Quote the records that follow in full and exactly; leave out the pictures.

Records with interface code:
▶
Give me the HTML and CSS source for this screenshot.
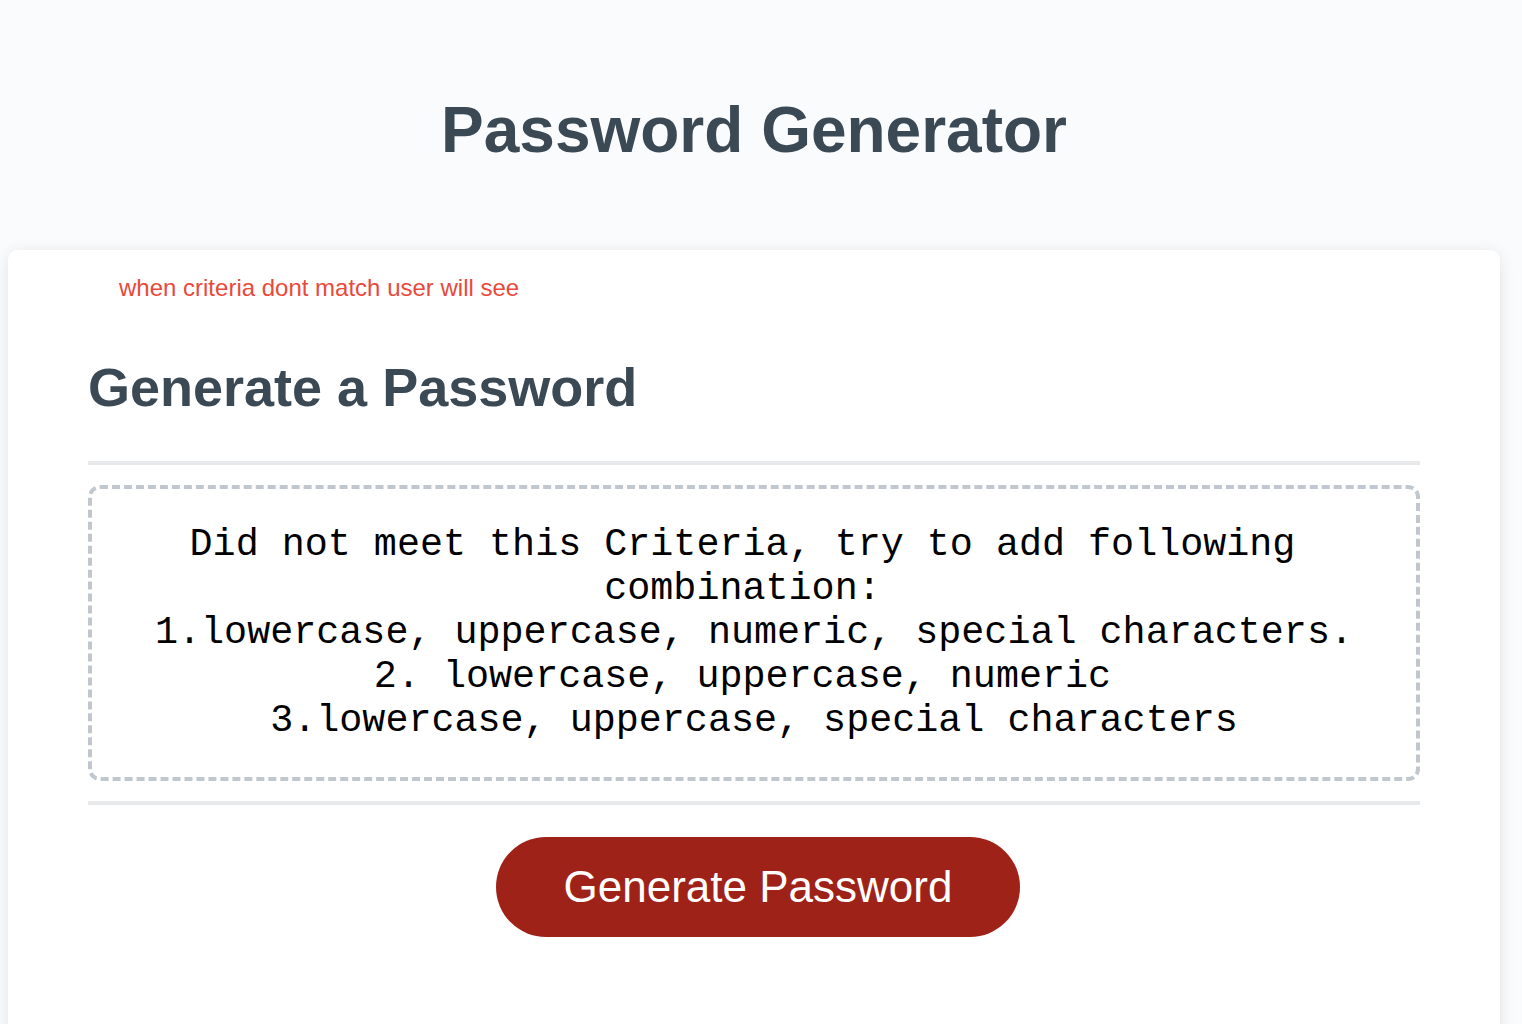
FILE: index.html
```html
<!DOCTYPE html>
<html lang="en">
<head>
<meta charset="UTF-8">
<title>Password Generator</title>
<link rel="stylesheet" href="styles.css">
</head>
<body>
<div class="wrapper">
  <header class="page-header">
    <h1 class="title">Password Generator</h1>
  </header>
  <div class="card">
    <p class="note">when criteria dont match user will see</p>
    <div class="card-header">
      <h2 class="card-title">Generate a Password</h2>
    </div>
    <div class="card-body">
      <div class="password-box">Did not meet this Criteria, try to add following combination: 
1.lowercase, uppercase, numeric, special characters.
2. lowercase, uppercase, numeric 
3.lowercase, uppercase, special characters</div>
    </div>
    <div class="card-footer">
      <button class="btn" type="button">Generate Password</button>
    </div>
  </div>
</div>
</body>
</html>
```

FILE: styles.css
```css
html, body {
  margin: 0;
  padding: 0;
}

body {
  background-color: #f9fbfd;
  font-family: "Liberation Sans", Arial, Helvetica, sans-serif;
  color: #3b4954;
  overflow: hidden;
}

.wrapper {
  margin: 0 22px 0 8px;
}

.page-header {
  text-align: center;
  padding: 93px 0 83px;
}

.title {
  margin: 0;
  font-size: 64px;
  font-weight: bold;
  line-height: 74px;
  color: #3b4954;
}

.card {
  background: #ffffff;
  border-radius: 10px;
  box-shadow: 0 3px 16px rgba(0, 0, 0, 0.10);
  padding: 24px 80px 80px;
  min-height: 900px;
}

.note {
  margin: 0 0 0 31px;
  font-size: 24px;
  line-height: 28px;
  color: #e9493b;
}

.card-title {
  margin: 54px 0 43px;
  font-size: 54px;
  line-height: 62px;
  font-weight: bold;
  color: #3b4954;
}

.card-header::after {
  content: "";
  display: block;
  height: 4px;
  background: #e7e9eb;
}

.card-body {
  padding: 20px 0 20px;
}

.password-box {
  box-sizing: border-box;
  height: 296px;
  border: 4px dashed #c0c7cf;
  border-radius: 12px;
  padding: 34px 30px 0;
  font-family: "Liberation Mono", "Courier New", monospace;
  font-size: 38.4px;
  line-height: 44px;
  color: #000000;
  text-align: center;
  white-space: break-spaces;
  overflow: hidden;
}

.card-footer {
  text-align: center;
}

.card-footer::before {
  content: "";
  display: block;
  height: 4px;
  background: #e7e9eb;
}

.btn {
  display: inline-block;
  margin: 32px 32px 32px 40px;
  border: none;
  border-radius: 50px;
  background-color: #9f2219;
  color: #ffffff;
  font-family: "Liberation Sans", Arial, Helvetica, sans-serif;
  font-size: 44px;
  line-height: 44px;
  padding: 28px 68px;
  cursor: pointer;
}
```
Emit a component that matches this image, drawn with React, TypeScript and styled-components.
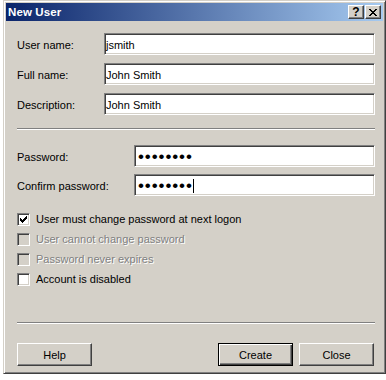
◀
Written reply
Give me the HTML and CSS source for this screenshot.
FILE: index.html
```html
<!DOCTYPE html>
<html lang="en">
<head>
<meta charset="UTF-8">
<title>Password Generator</title>
<link rel="stylesheet" href="styles.css">
</head>
<body>
<div class="wrapper">
  <header class="page-header">
    <h1 class="title">Password Generator</h1>
  </header>
  <div class="card">
    <p class="note">when criteria dont match user will see</p>
    <div class="card-header">
      <h2 class="card-title">Generate a Password</h2>
    </div>
    <div class="card-body">
      <div class="password-box">Did not meet this Criteria, try to add following combination: 
1.lowercase, uppercase, numeric, special characters.
2. lowercase, uppercase, numeric 
3.lowercase, uppercase, special characters</div>
    </div>
    <div class="card-footer">
      <button class="btn" type="button">Generate Password</button>
    </div>
  </div>
</div>
</body>
</html>
```

FILE: styles.css
```css
html, body {
  margin: 0;
  padding: 0;
}

body {
  background-color: #f9fbfd;
  font-family: "Liberation Sans", Arial, Helvetica, sans-serif;
  color: #3b4954;
  overflow: hidden;
}

.wrapper {
  margin: 0 22px 0 8px;
}

.page-header {
  text-align: center;
  padding: 93px 0 83px;
}

.title {
  margin: 0;
  font-size: 64px;
  font-weight: bold;
  line-height: 74px;
  color: #3b4954;
}

.card {
  background: #ffffff;
  border-radius: 10px;
  box-shadow: 0 3px 16px rgba(0, 0, 0, 0.10);
  padding: 24px 80px 80px;
  min-height: 900px;
}

.note {
  margin: 0 0 0 31px;
  font-size: 24px;
  line-height: 28px;
  color: #e9493b;
}

.card-title {
  margin: 54px 0 43px;
  font-size: 54px;
  line-height: 62px;
  font-weight: bold;
  color: #3b4954;
}

.card-header::after {
  content: "";
  display: block;
  height: 4px;
  background: #e7e9eb;
}

.card-body {
  padding: 20px 0 20px;
}

.password-box {
  box-sizing: border-box;
  height: 296px;
  border: 4px dashed #c0c7cf;
  border-radius: 12px;
  padding: 34px 30px 0;
  font-family: "Liberation Mono", "Courier New", monospace;
  font-size: 38.4px;
  line-height: 44px;
  color: #000000;
  text-align: center;
  white-space: break-spaces;
  overflow: hidden;
}

.card-footer {
  text-align: center;
}

.card-footer::before {
  content: "";
  display: block;
  height: 4px;
  background: #e7e9eb;
}

.btn {
  display: inline-block;
  margin: 32px 32px 32px 40px;
  border: none;
  border-radius: 50px;
  background-color: #9f2219;
  color: #ffffff;
  font-family: "Liberation Sans", Arial, Helvetica, sans-serif;
  font-size: 44px;
  line-height: 44px;
  padding: 28px 68px;
  cursor: pointer;
}
```
Emit a component that matches this image, drawn with React, TypeScript and styled-components.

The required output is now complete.